È tipico delle congregazioni femminili. In genere partono da case molto
piccole, quasi da zero, per espandersi in un’opera sempre più grande.
Parlerei di flessibilità che denota questa grande voglia di aderire alla
missione, per cui si è disposte a sacrificare certe sicurezze pur di
rispondere a questa esigenza”.
Lei dice che sono
il volto della carità della Chiesa?
“Spesso mi
chiedono quale sia il ruolo delle donne e delle religiose in particolare
nella Chiesa. Il fatto che le donne non abbiano accesso al sacerdozio
ordinato mi sembra possa essere letto come un elemento di libertà. Cioè,
le donne consacrate sanno già in partenza che non faranno carriera nei
ranghi ecclesiastici. Il loro servizio di carità, dunque, è
avvantaggiato dal punto di vista istituzionale. Per questo manifestano
di più, a mio avviso, il volto della gratuità.
L’essere propense
alla cura della persona stimola quel talento naturale che ad altri è
chiesto di predicare. È l’altra faccia della medaglia. Non solo
annuncio, ma esperienza concreta della carità di donne che si sono
chinate sulle povertà, sulle debolezze e sulle infermità di persone
bisognose di aiuto.
Una testimonianza
di carità e una via di annuncio per il solo e unico strumento in mano
alle donne. Il Dio annunciato nelle parrocchie e dai campanili viene poi
concretamente vissuto attraverso i gesti di queste donne che si fanno
strumento di questo amore misericordioso.
Nell’800 la
borghesia e successivamente la classe operaia, che pure si sono
allontanate dalla Chiesa, sanno di poter contare su un punto di
riferimento: le suore.
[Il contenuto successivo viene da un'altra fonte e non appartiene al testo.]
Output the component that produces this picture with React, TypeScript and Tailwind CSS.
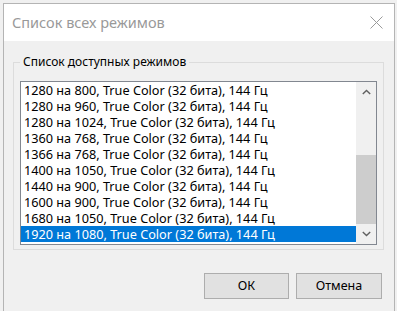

Donne, deboli
teologicamente e senza la forza della polemica, trovano in questo
l’alimento per la loro fede e nutrimento spirituale, diventa creatività
nella carità. Manifestando un volto della Chiesa che si mette accanto
all’uomo, al servizio delle persone più deboli e sofferenti. Questo è, a
mio avviso, uno degli aspetti più originali affidati alle donne. Anche
le religiose sono chiamate, infatti, ad essere madri non fisicamente, ma
nell’apostolato. Espressione viva di una consacrazione ben lontana
dall’essere Chiesa che si chiude in se stessa”.